Input: Interactive dialog logs
[Q] What is your name?
- My name is Alice
[Q] What is your favorite color?
- Blue
- Actually, green
[Q] Where do you live?
- New York
Regular log line without question/answer format
- This line starts with a dash but is not an answer
[Q] How old are you?
- 25
Lines 2, 4-5, 7, and 11 start with - and follow [Q] questions.
Line 9 also starts with - but does NOT follow a question.
Rules: Match question-answer sequences
rules:
- name: dialog_question
pattern:
- text: "[Q] "
- field: question
output: "[dialog-question:{question}]"
sequence:
followers:
- pattern:
- text: "- "
- field: answer
output: "[dialog-answer:{answer}]"
The follower pattern matches lines starting with -, but only when they
follow a [Q] leader line.
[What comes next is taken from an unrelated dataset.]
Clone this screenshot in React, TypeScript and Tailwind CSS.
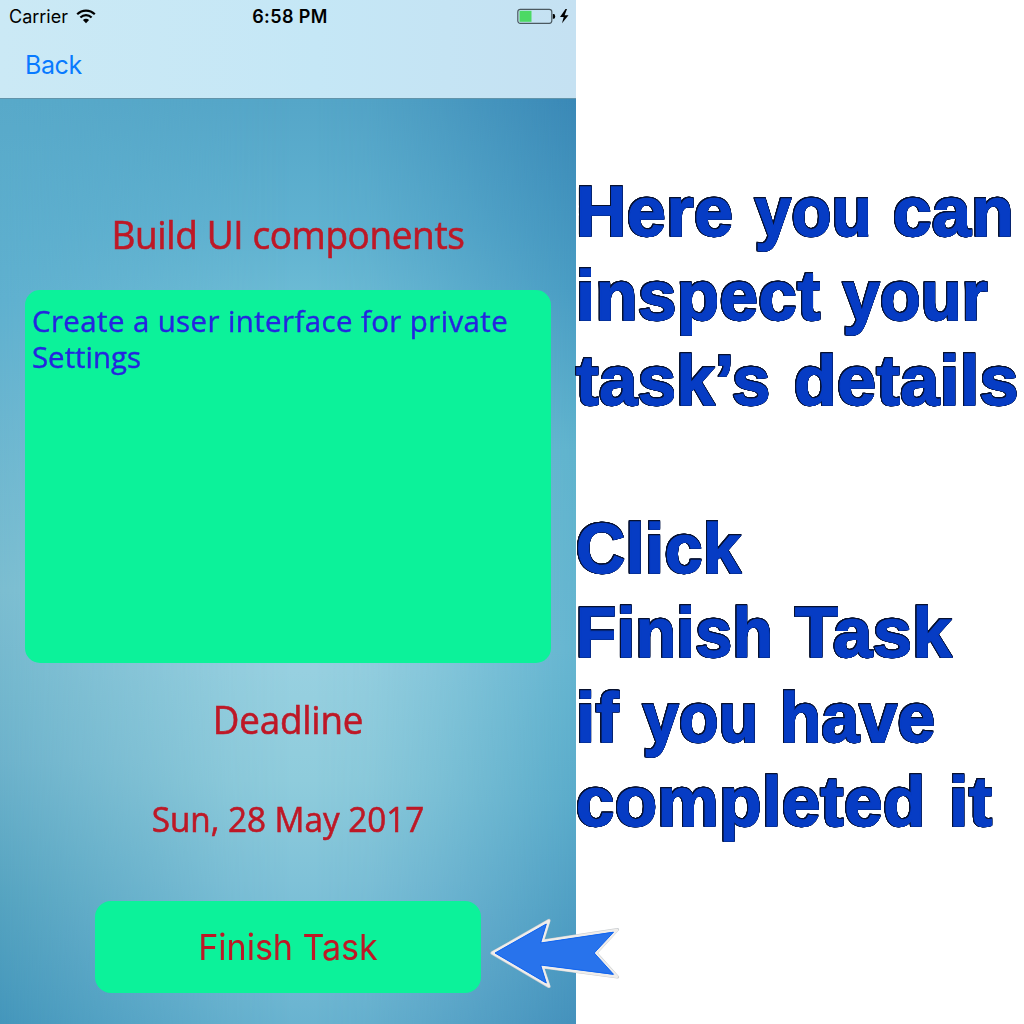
type Word = { text: string; fit: string };

const captionLines: Word[][] = [
  [
    { text: 'Here', fit: 'w-[179px] scale-x-[1]' },
    { text: 'you', fit: 'w-[138px] scale-x-[0.93]' },
    { text: 'can', fit: 'scale-x-[0.995]' },
  ],
  [
    { text: 'inspect', fit: 'w-[267px] scale-x-[0.985]' },
    { text: 'your', fit: 'scale-x-[0.945]' },
  ],
  [
    { text: 'task’s', fit: 'w-[218px] scale-x-[0.98]' },
    { text: 'details', fit: 'scale-x-[1]' },
  ],
  [],
  [{ text: 'Click', fit: 'scale-x-[0.975]' }],
  [
    { text: 'Finish', fit: 'w-[219px] scale-x-[0.945]' },
    { text: 'Task', fit: 'scale-x-[1.005]' },
  ],
  [
    { text: 'if', fit: 'w-[67px] scale-x-[0.99]' },
    { text: 'you', fit: 'w-[137px] scale-x-[0.92]' },
    { text: 'have', fit: 'scale-x-[0.965]' },
  ],
  [
    { text: 'completed', fit: 'w-[373px] scale-x-[0.987]' },
    { text: 'it', fit: 'scale-x-[1]' },
  ],
];

function WifiIcon() {
  return (
    <svg className="ml-[8px] h-[15px] w-[20px]" viewBox="0 0 20 15" fill="none" stroke="#000" strokeWidth="2.2">
      <path d="M1.2 5.2C6.2 .3 13.8 .3 18.8 5.2" />
      <path d="M4.4 8.5C7.6 5.4 12.4 5.4 15.6 8.5" />
      <path d="M10 14.2 6.9 11C8.6 9.4 11.4 9.4 13.1 11Z" fill="#000" stroke="none" />
    </svg>
  );
}

function BatteryIcon() {
  return (
    <svg className="h-[17px] w-[54px]" viewBox="0 0 54 17" fill="none">
      <rect x="0.8" y="1.3" width="34" height="14" rx="2.5" stroke="#4b5960" strokeWidth="1.2" />
      <rect x="2.5" y="2.8" width="12" height="11" fill="#4cd964" />
      <path d="M35.8 6h.8q1.6 0 1.6 2.4t-1.6 2.4h-.8z" fill="#000" />
      <path d="M48.5 1 43 9h3.7L45 15.2 51.5 7.3H47.6L50 1Z" fill="#000" />
    </svg>
  );
}

function Arrow() {
  return (
    <svg className="absolute left-[488px] top-[915px] h-[76px] w-[136px]" viewBox="488 915 136 76">
      <path
        d="M492 953 549 920.5 542.5 941 617.5 929.5 596 953 617.5 977 542.5 967 549 986.5Z"
        fill="#2873ec"
        stroke="#c9cdd0"
        strokeWidth="3.2"
        strokeLinejoin="round"
      />
      <path
        d="M492.5 953 548.7 921 542.3 941.4 617 930 595.7 953 617 976.6 542.3 966.6 548.7 986Z"
        fill="#2873ec"
        stroke="#efedeb"
        strokeWidth="2.6"
        strokeLinejoin="round"
      />
      <path d="M495 953 546.3 924 540.6 943 613.5 932.2 594.2 953 613.5 974.3 540.6 965 546.3 983Z" fill="#2873ec" stroke="#1265ef" />
    </svg>
  );
}

export default function App() {
  return (
    <div className="relative flex h-[1024px] w-[1024px] overflow-hidden bg-white">
      <main className="relative isolate flex h-[1024px] w-[576px] shrink-0 flex-col bg-[linear-gradient(180deg,#55a6c8_100px,#60b2d1_230px,#6bbad4_290px,#8ccadc_500px,#97d0e0_670px,#8fccdc_780px,#80c2d8_880px,#69b3d0_1024px)] pb-[31px]">
        <div className="absolute inset-y-0 left-0 -z-10 w-[290px] bg-[linear-gradient(180deg,#58a9c9_100px,#5fb0cf_300px,#7bbdd0_590px,#6db2cb_760px,#55a3c0_900px,#4496bb_1024px)] [mask-image:linear-gradient(90deg,#000_0%,rgba(0,0,0,.72)_25%,rgba(0,0,0,.4)_55%,rgba(0,0,0,.12)_80%,transparent_100%)]" />
        <div className="absolute inset-y-0 right-0 -z-10 w-[260px] bg-[linear-gradient(180deg,#3a88b6_100px,#499cc3_290px,#5fb3cd_450px,#65b5d0_650px,#5aabca_800px,#4491bc_1024px)] [mask-image:linear-gradient(270deg,#000_0%,rgba(0,0,0,.7)_25%,rgba(0,0,0,.35)_55%,rgba(0,0,0,.1)_80%,transparent_100%)]" />
        <header className="h-[99px] shrink-0 border-b border-[#6294aa] bg-[linear-gradient(90deg,#cbe9f5,#c5e7f6_55%,#c5e1f2)] font-[Inter,sans-serif]">
          <div className="grid h-8 grid-cols-3 items-center pl-[9px] pr-[5px]">
            <div className="flex items-center text-[18px] text-black">
              <span>Carrier</span>
              <WifiIcon />
            </div>
            <time className="text-center text-[18px] font-semibold tracking-[0.4px] text-black">6:58 PM</time>
            <div className="flex justify-end">
              <BatteryIcon />
            </div>
          </div>
          <button className="ml-[25px] mt-[15px] block text-[25px] leading-[36px] tracking-[-0.4px] text-[#087aff]">Back</button>
        </header>
        <h1 className="mt-[109px] scale-x-[0.96] text-center font-['Open_Sans',sans-serif] text-[38.5px] leading-[52px] tracking-[-0.4px] text-[#be1826] [-webkit-text-stroke:0.6px_#be1826]">
          Build UI components
        </h1>
        <section className="mx-[25px] mt-[30px] h-[373px] shrink-0 rounded-[15px] bg-[#0cf29a] px-[7px] pt-[13px] font-['Open_Sans',sans-serif] text-[30px] leading-[36px] text-[#2525df]">
          <p className="origin-left scale-x-[0.98] whitespace-nowrap [-webkit-text-stroke:0.4px_#2525df]">
            <span className="tracking-[0.42px]">Create a user interface for private</span>
            <br />
            Settings
          </p>
        </section>
        <h2 className="mt-[30px] scale-x-[0.954] text-center font-['Open_Sans',sans-serif] text-[38.5px] leading-[52px] tracking-[-0.2px] text-[#be1826] [-webkit-text-stroke:0.6px_#be1826]">
          Deadline
        </h2>
        <p className="mt-[50px] scale-x-[0.95] text-center font-['Open_Sans',sans-serif] text-[35px] leading-[48px] text-[#be1826] [-webkit-text-stroke:0.6px_#be1826]">
          Sun, 28 May 2017
        </p>
        <button className="ml-[95px] mt-auto h-[92px] w-[386px] shrink-0 rounded-[16px] bg-[#0cf29a] font-[Inter,sans-serif] text-[36px] text-[#be1826]">
          <span className="inline-block scale-x-[0.945]">Finish Task</span>
        </button>
      </main>
      <aside className="w-[448px] shrink-0 pt-[170px] font-['Liberation_Sans',Arial,sans-serif] text-[70px] font-bold leading-[84.3px] tracking-[0.5px] text-[#063cc4]">
        {captionLines.map((words, i) => (
          <p key={i} className="flex h-[84.3px] whitespace-nowrap">
            {words.map((word) => (
              <span
                key={word.text}
                className={`block origin-left [-webkit-text-stroke:1.4px_#063cc4] [filter:drop-shadow(0.7px_0_0_#07112f)_drop-shadow(-0.7px_0_0_#07112f)_drop-shadow(0_0.7px_0_#07112f)_drop-shadow(0_-0.7px_0_#07112f)] ${word.fit}`}
              >
                {word.text}
              </span>
            ))}
          </p>
        ))}
      </aside>
      <Arrow />
    </div>
  );
}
This positional matching is key: the same
pattern (- ...) is treated differently based on context.
Output: Normalized sequences
[dialog-question:What is your name?]
[dialog-answer:My name is Alice]
[dialog-question:What is your favorite color?]
[dialog-answer:Blue]
[dialog-answer:Actually, green]
[dialog-question:Where do you live?]
[dialog-answer:New York]
Regular log line without question/answer format
- This line starts with a dash but is not an answer
[dialog-question:How old are you?]
[dialog-answer:25]
Questions are normalized to [dialog-question:...] format and follower
answers are normalized to [dialog-answer:...] format. All lines in a
sequence are buffered and output together atomically. Note that line 9
starts with - but is NOT normalized because it doesn't follow a question.
How sequences work:
- Leader line matches and starts buffering
- Follower lines are buffered (added to the sequence)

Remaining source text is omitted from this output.